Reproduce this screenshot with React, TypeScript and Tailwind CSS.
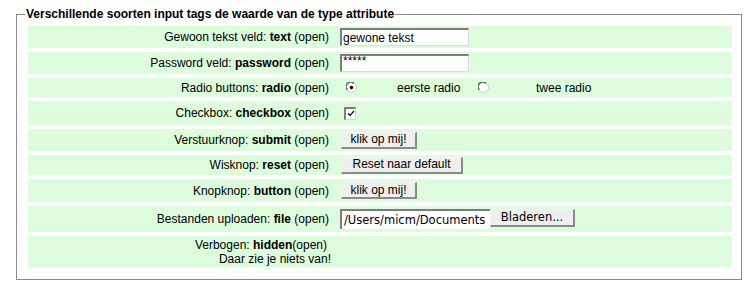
import React from 'react';

const rowBase = 'flex items-center bg-[#dcfcdc]';

const Radio = ({ checked }: { checked?: boolean }) => (
  <svg width="11" height="11" viewBox="0 0 11 11" className="block">
    <circle cx="5.5" cy="5.5" r="5" fill="#ffffff" stroke="#c8c8c8" strokeWidth="1" />
    <path d="M1.3 7.8 A4.6 4.6 0 0 1 7.8 1.3" fill="none" stroke="#6a6a6a" strokeWidth="1.6" />
    {checked && <circle cx="5.5" cy="5.5" r="1.7" fill="#000000" />}
  </svg>
);

const Checkbox = () => (
  <div className="w-[12px] h-[13px] bg-white border-t-2 border-l-2 border-r border-b border-t-[#7c7c7c] border-l-[#7c7c7c] border-r-[#d6d6d6] border-b-[#d6d6d6] flex items-center justify-center">
    <svg width="8" height="7" viewBox="0 0 8 7">
      <path d="M1 3.5 L3 5.5 L7 1" fill="none" stroke="#000" strokeWidth="1.2" />
    </svg>
  </div>
);

const Btn = ({ children, w }: { children: React.ReactNode; w: string }) => (
  <button
    type="button"
    className={`${w} h-[17px] bg-[#eeeeee] border-t border-l border-r-2 border-b-2 border-t-[#f4f4f4] border-l-[#f4f4f4] border-r-[#8a8a8a] border-b-[#8a8a8a] text-[12px] leading-none text-black flex items-center justify-center pb-[1px]`}
  >
    {children}
  </button>
);

const Label = ({ pre, bold }: { pre: string; bold: string }) => (
  <div className="w-[301px] text-right shrink-0">
    {pre} <b>{bold}</b> (open)
  </div>
);

export default function App() {
  return (
    <div className="w-[752px] h-[295px] bg-white font-['Liberation_Sans',Arial,sans-serif] text-[12px] text-black pt-[7px]">
      <fieldset className="ml-[16px] w-[726px] border border-[#8a8a8a] pl-[11px] pr-[9px] pb-[12px]">
        <legend className="-ml-[3px] px-[1px] text-[12px] font-bold leading-[14px]">
          Verschillende soorten input tags de waarde van de type attribute
        </legend>
        <div className="flex flex-col gap-[4px] mt-[5px]">
          <div className={`${rowBase} h-[22px]`}>
            <Label pre="Gewoon tekst veld:" bold="text" />
            <input
              readOnly
              value="gewone tekst"
              className="ml-[11px] w-[129px] h-[18px] bg-white border-t-2 border-l-2 border-r border-b border-t-[#7c7c7c] border-l-[#7c7c7c] border-r-[#dcdcdc] border-b-[#dcdcdc] px-[1px] text-[12px] leading-none outline-none"
            />
          </div>
          <div className={`${rowBase} h-[22px]`}>
            <Label pre="Password veld:" bold="password" />
            <div className="ml-[11px] w-[129px] h-[18px] bg-white border-t-2 border-l-2 border-r border-b border-t-[#7c7c7c] border-l-[#7c7c7c] border-r-[#dcdcdc] border-b-[#dcdcdc] px-[1px] text-[12px] leading-[11px]">
              *****
            </div>
          </div>
          <div className={`${rowBase} h-[19px]`}>
            <Label pre="Radio buttons:" bold="radio" />
            <div className="ml-[17px]">
              <Radio checked />
            </div>
            <span className="ml-[40px] w-[81px]">eerste radio</span>
            <Radio />
            <span className="ml-[47px]">twee radio</span>
          </div>
          <div className={`${rowBase} h-[24px]`}>
            <Label pre="Checkbox:" bold="checkbox" />
            <div className="ml-[15px]">
              <Checkbox />
            </div>
          </div>
          <div className={`${rowBase} h-[22px]`}>
            <Label pre="Verstuurknop:" bold="submit" />
            <div className="ml-[12px]">
              <Btn w="w-[76px]">klik op mij!</Btn>
            </div>
          </div>
          <div className={`${rowBase} h-[20px]`}>
            <Label pre="Wisknop:" bold="reset" />
            <div className="ml-[12px]">
              <Btn w="w-[122px]">Reset naar default</Btn>
            </div>
          </div>
          <div className={`${rowBase} h-[23px]`}>
            <Label pre="Knopknop:" bold="button" />
            <div className="ml-[12px]">
              <Btn w="w-[76px]">klik op mij!</Btn>
            </div>
          </div>
          <div className={`${rowBase} h-[26px]`}>
            <Label pre="Bestanden uploaden:" bold="file" />
            <div className="ml-[11px] flex items-start font-['DejaVu_Sans',sans-serif] text-[11.5px]">
              <div className="w-[150px] h-[20px] bg-white border-t-2 border-l-2 border-t-[#7c7c7c] border-l-[#7c7c7c] pl-[2px] leading-[18px] whitespace-nowrap overflow-hidden">
                /Users/micm/Documents
              </div>
              <button
                type="button"
                className="w-[85px] h-[18px] bg-[#eeeeee] border-t border-l border-r-2 border-b-2 border-t-[#f4f4f4] border-l-[#f4f4f4] border-r-[#8a8a8a] border-b-[#8a8a8a] leading-none flex items-center justify-center"
              >
                Bladeren...
              </button>
            </div>
          </div>
          <div className={`${rowBase} h-[31px]`}>
            <div className="w-[303px] text-right shrink-0 leading-[14px]">
              <div className="pr-[4px]">
                Verbogen: <b>hidden</b>(open)
              </div>
              <div>Daar zie je niets van!</div>
            </div>
          </div>
        </div>
      </fieldset>
    </div>
  );
}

The request —
Leave the pictures out and output the rest of the listing exactly.

Finished answer —
Reproduce this screenshot with React, TypeScript and Tailwind CSS.
import React from 'react';

const rowBase = 'flex items-center bg-[#dcfcdc]';

const Radio = ({ checked }: { checked?: boolean }) => (
  <svg width="11" height="11" viewBox="0 0 11 11" className="block">
    <circle cx="5.5" cy="5.5" r="5" fill="#ffffff" stroke="#c8c8c8" strokeWidth="1" />
    <path d="M1.3 7.8 A4.6 4.6 0 0 1 7.8 1.3" fill="none" stroke="#6a6a6a" strokeWidth="1.6" />
    {checked && <circle cx="5.5" cy="5.5" r="1.7" fill="#000000" />}
  </svg>
);

const Checkbox = () => (
  <div className="w-[12px] h-[13px] bg-white border-t-2 border-l-2 border-r border-b border-t-[#7c7c7c] border-l-[#7c7c7c] border-r-[#d6d6d6] border-b-[#d6d6d6] flex items-center justify-center">
    <svg width="8" height="7" viewBox="0 0 8 7">
      <path d="M1 3.5 L3 5.5 L7 1" fill="none" stroke="#000" strokeWidth="1.2" />
    </svg>
  </div>
);

const Btn = ({ children, w }: { children: React.ReactNode; w: string }) => (
  <button
    type="button"
    className={`${w} h-[17px] bg-[#eeeeee] border-t border-l border-r-2 border-b-2 border-t-[#f4f4f4] border-l-[#f4f4f4] border-r-[#8a8a8a] border-b-[#8a8a8a] text-[12px] leading-none text-black flex items-center justify-center pb-[1px]`}
  >
    {children}
  </button>
);

const Label = ({ pre, bold }: { pre: string; bold: string }) => (
  <div className="w-[301px] text-right shrink-0">
    {pre} <b>{bold}</b> (open)
  </div>
);

export default function App() {
  return (
    <div className="w-[752px] h-[295px] bg-white font-['Liberation_Sans',Arial,sans-serif] text-[12px] text-black pt-[7px]">
      <fieldset className="ml-[16px] w-[726px] border border-[#8a8a8a] pl-[11px] pr-[9px] pb-[12px]">
        <legend className="-ml-[3px] px-[1px] text-[12px] font-bold leading-[14px]">
          Verschillende soorten input tags de waarde van de type attribute
        </legend>
        <div className="flex flex-col gap-[4px] mt-[5px]">
          <div className={`${rowBase} h-[22px]`}>
            <Label pre="Gewoon tekst veld:" bold="text" />
            <input
              readOnly
              value="gewone tekst"
              className="ml-[11px] w-[129px] h-[18px] bg-white border-t-2 border-l-2 border-r border-b border-t-[#7c7c7c] border-l-[#7c7c7c] border-r-[#dcdcdc] border-b-[#dcdcdc] px-[1px] text-[12px] leading-none outline-none"
            />
          </div>
          <div className={`${rowBase} h-[22px]`}>
            <Label pre="Password veld:" bold="password" />
            <div className="ml-[11px] w-[129px] h-[18px] bg-white border-t-2 border-l-2 border-r border-b border-t-[#7c7c7c] border-l-[#7c7c7c] border-r-[#dcdcdc] border-b-[#dcdcdc] px-[1px] text-[12px] leading-[11px]">
              *****
            </div>
          </div>
          <div className={`${rowBase} h-[19px]`}>
            <Label pre="Radio buttons:" bold="radio" />
            <div className="ml-[17px]">
              <Radio checked />
            </div>
            <span className="ml-[40px] w-[81px]">eerste radio</span>
            <Radio />
            <span className="ml-[47px]">twee radio</span>
          </div>
          <div className={`${rowBase} h-[24px]`}>
            <Label pre="Checkbox:" bold="checkbox" />
            <div className="ml-[15px]">
              <Checkbox />
            </div>
          </div>
          <div className={`${rowBase} h-[22px]`}>
            <Label pre="Verstuurknop:" bold="submit" />
            <div className="ml-[12px]">
              <Btn w="w-[76px]">klik op mij!</Btn>
            </div>
          </div>
          <div className={`${rowBase} h-[20px]`}>
            <Label pre="Wisknop:" bold="reset" />
            <div className="ml-[12px]">
              <Btn w="w-[122px]">Reset naar default</Btn>
            </div>
          </div>
          <div className={`${rowBase} h-[23px]`}>
            <Label pre="Knopknop:" bold="button" />
            <div className="ml-[12px]">
              <Btn w="w-[76px]">klik op mij!</Btn>
            </div>
          </div>
          <div className={`${rowBase} h-[26px]`}>
            <Label pre="Bestanden uploaden:" bold="file" />
            <div className="ml-[11px] flex items-start font-['DejaVu_Sans',sans-serif] text-[11.5px]">
              <div className="w-[150px] h-[20px] bg-white border-t-2 border-l-2 border-t-[#7c7c7c] border-l-[#7c7c7c] pl-[2px] leading-[18px] whitespace-nowrap overflow-hidden">
                /Users/micm/Documents
              </div>
              <button
                type="button"
                className="w-[85px] h-[18px] bg-[#eeeeee] border-t border-l border-r-2 border-b-2 border-t-[#f4f4f4] border-l-[#f4f4f4] border-r-[#8a8a8a] border-b-[#8a8a8a] leading-none flex items-center justify-center"
              >
                Bladeren...
              </button>
            </div>
          </div>
          <div className={`${rowBase} h-[31px]`}>
            <div className="w-[303px] text-right shrink-0 leading-[14px]">
              <div className="pr-[4px]">
                Verbogen: <b>hidden</b>(open)
              </div>
              <div>Daar zie je niets van!</div>
            </div>
          </div>
        </div>
      </fieldset>
    </div>
  );
}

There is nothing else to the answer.